Nada a ver comparar os famosos trezentos de Esparta com o número de minha coluna desta semana. Mas, quero compartilhar com nossos leitores que esta coluna desta quinta dia 29 de maio é a 300ª que escrevo em quase 6,5 anos em que tenho a honra de ser colunista do Portal Vermelho, ganhador, aliás, do IBest! De Melhor Página de Política na Internet. Foram 300 semanas, com apenas umas cinco ou seis que deixei de publicar uma análise sempre atualizada dos fatos e da política do Oriente Médio. Agradeço em especial à camarada Eliana Ada Gasparini, secretária da redação do Portal, pela paciência por ter me aturado esses anos todos e pela sua dedicação ao trabalho tão bem realizado. Agradeço aos que me acompanharam e apoiaram o trabalho nesse tempo todo e em especial aos que publicam, reproduzem e circulam minhas colunas em boletins, sites e revistas do Brasil e de muitos países.
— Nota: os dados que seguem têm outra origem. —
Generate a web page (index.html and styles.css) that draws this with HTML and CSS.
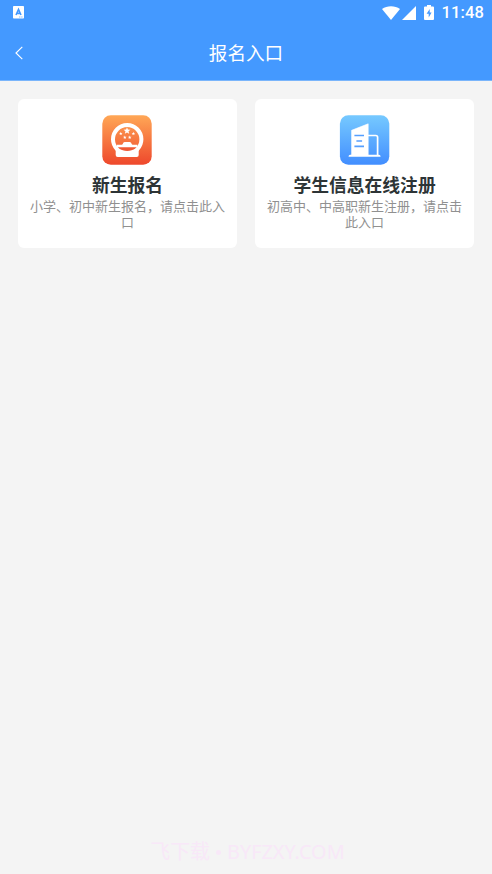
FILE: index.html
```html
<!DOCTYPE html>
<html lang="zh-CN">
<head>
<meta charset="utf-8">
<meta name="viewport" content="width=device-width, initial-scale=1">
<title>报名入口</title>
<link rel="stylesheet" href="styles.css">
</head>
<body>
<div class="screen">
  <header class="top">
    <div class="status">
      <svg class="notice" viewBox="0 0 11 13"><rect width="11" height="12.6" rx=".8" fill="#fff"/><path d="M3 9 5.500 3.500 8 9M4 7.400h3" fill="none" stroke="#4499ff" stroke-width="1.600"/><path d="M6 11h4" stroke="#8fc0ff" stroke-width="1" stroke-dasharray="1.5 .6"/></svg>
      <div class="status-right">
        <svg class="wifi" viewBox="0 0 18 14"><path d="M0 3C5-.8 13-.8 18 3L9 14Z" fill="#fff"/></svg>
        <svg class="signal" viewBox="0 0 14 14"><path d="M14 0V14H0Z" fill="#fff"/></svg>
        <svg class="battery" viewBox="0 0 10 15"><path d="M3 0h4v1.500h2q1 0 1 1V14q0 1-1 1H1q-1 0-1-1V2.500q0-1 1-1h2Z" fill="#fff"/><path d="M5.700 4 2.600 8.800h2.100v3.800L7.600 7.600H5.700Z" fill="#4499ff"/></svg>
        <span class="clock">11:48</span>
      </div>
    </div>
    <div class="navbar">
      <svg class="back" viewBox="0 0 8 14"><path d="M7.300 .9 1 7l6.300 6.100" fill="none" stroke="#fff" stroke-width="1.150"/></svg>
      <h1>报名入口</h1>
      <span></span>
    </div>
  </header>
  <main class="cards">
    <section class="card">
      <svg class="icon" viewBox="0 0 50 50">
        <defs><linearGradient id="orange" x2="0" y2="1"><stop stop-color="#ffa756"/><stop offset="1" stop-color="#ee482c"/></linearGradient></defs>
        <rect x=".3" y=".3" width="49.400" height="49.400" rx="8.500" fill="url(#orange)"/>
        <circle cx="25.200" cy="24.300" r="14.200" fill="none" stroke="#fff" stroke-width="4"/>
        <path d="M14.500 34.500h21.400q.8 0 .8 1v4.500q0 2-2 2H15.700q-2 0-2-2v-4.500q0-1 .8-1Z" fill="#fff"/>
        <path d="M17 31.800h16.400v1Q30 36 25.200 36T17 32.800Z" fill="#ef5935"/>
        <path d="M15 29.700h4.700q.8 0 1-.8.500-1.900 2-1.900h5q1.500 0 2 1.900.2.800 1 .8h4.700v2.600H15Z" fill="#fff"/>
        <path id="star" d="m25 12.200.9 2.400 2.600.1-2 1.600.7 2.500-2.200-1.400-2.200 1.400.7-2.500-2-1.600 2.600-.1Z" fill="#fff"/>
        <use href="#star" transform="translate(6.300 10.700) scale(.5)"/>
        <use href="#star" transform="translate(18.900 10.700) scale(.5)"/>
        <use href="#star" transform="translate(10.300 14.500) scale(.5)"/>
        <use href="#star" transform="translate(15.200 14.500) scale(.5)"/>
      </svg>
      <h2>新生报名</h2>
      <p>小学、初中新生报名，请点击此入口</p>
    </section>
    <section class="card">
      <svg class="icon" viewBox="0 0 50 50">
        <defs><linearGradient id="blue" x2="0" y2="1"><stop stop-color="#76c9ff"/><stop offset="1" stop-color="#428eff"/></linearGradient></defs>
        <g transform="translate(-.4 0)">
          <rect x=".3" y=".3" width="49.400" height="49.400" rx="8.500" fill="url(#blue)"/>
          <path d="M12 40V15.300L28.600 8.800V40Z" fill="#fff" stroke="#fff" stroke-width=".6" stroke-linejoin="round"/>
          <path d="M28 20.500h8.200q1.800 0 1.800 1.800V40.500" fill="none" stroke="#fff" stroke-width="1.700"/>
          <path d="M9 41.700v-.5q0-1.500 1.500-1.500h28.900q1.500 0 1.500 1.500v.5Z" fill="#fff"/>
          <path d="M14.800 20.500h9.600M16.800 26h5.700M14.800 31.400h9.600" stroke="#559fff" stroke-width="1.700"/>
        </g>
      </svg>
      <h2>学生信息在线注册</h2>
      <p>初高中、中高职新生注册，请点击此入口</p>
    </section>
  </main>
  <footer class="watermark">飞下载<span class="dot"></span>BYFZXY.COM</footer>
</div>
</body>
</html>
```

FILE: styles.css
```css
* { box-sizing: border-box; }
body {
  margin: 0;
  background: #f4f4f4;
  font-family: "Noto Sans CJK SC", sans-serif;
}
svg { display: block; overflow: visible; }
h1, h2, p { margin: 0; }
.screen {
  height: 874px;
  display: flex;
  flex-direction: column;
  overflow: hidden;
}
.top {
  height: 81px;
  background: #4499ff;
  border-bottom: 1px solid #7ab5fb;
  color: #fff;
  flex: none;
}
.status {
  height: 25px;
  display: flex;
  align-items: center;
  justify-content: space-between;
  padding: 0 8.500px 0 13px;
}
.notice { width: 11px; height: 13px; }
.status-right { display: flex; align-items: center; }
.wifi { width: 18px; height: 14px; margin-right: 2px; }
.signal { width: 14px; height: 14px; margin-right: 8.500px; }
.battery { width: 10px; height: 15px; margin: -1px 7.500px 0 0; }
.clock {
  font: 500 16.500px/25px Roboto, sans-serif;
  width: 42px;
  letter-spacing: .1px;
  white-space: nowrap;
}
.navbar {
  height: 55px;
  display: grid;
  grid-template-columns: 40px 1fr 40px;
  align-items: center;
}
.back { width: 8px; height: 14px; margin-left: 15px; }
h1 {
  padding-bottom: 2px;
  font-size: 18.600px;
  font-weight: 400;
  line-height: 28px;
  text-align: center;
}
.cards {
  display: grid;
  grid-template-columns: 1fr 1fr;
  gap: 18.800px;
  padding: 18px 18.300px 0;
}
.card {
  height: 149px;
  border-radius: 6px;
  background: #fff;
  display: flex;
  flex-direction: column;
  align-items: center;
  padding: 16px 10px 0;
}
.icon { width: 50px; height: 50px; flex: none; }
h2 {
  margin: 6px 0 1px;
  color: #2d3436;
  font-size: 17.800px;
  font-weight: 700;
  line-height: 26px;
  white-space: nowrap;
}
p {
  color: #909090;
  font-size: 13px;
  line-height: 16px;
  text-align: center;
}
.watermark {
  display: flex;
  align-items: center;
  justify-content: center;
  margin-top: auto;
  padding: 0 0 7px 3px;
  color: #f8e8f8;
  font-family: "Noto Sans", "Noto Sans CJK SC", sans-serif;
  font-size: 19.900px;
  line-height: 30px;
}
.dot {
  width: 5px;
  height: 5px;
  margin: 0 6px;
  border-radius: 50%;
  background: #f8e8f8;
}
```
A todos o meu muito obrigado, esperando poder seguir contando com a confiança e o respeito de tod@s. Obrigado e abraços fraternais.


 


(1) Estadão, 22 de maio de 2008, página A13;


(2) Estadão, 22 de maio de 2008, A12;


(3) Folha, 22 de maio de 2008, página A12;


(4) Folha, 22 de maio de 2008, página A13;


(5) Folha, 23 de maio de 2008, página A13;


(6) Estadão, artigo de Rami Khouri, Caderno Aliás, página J7;


(7) Folha, 26 de maio de 2008, página A12.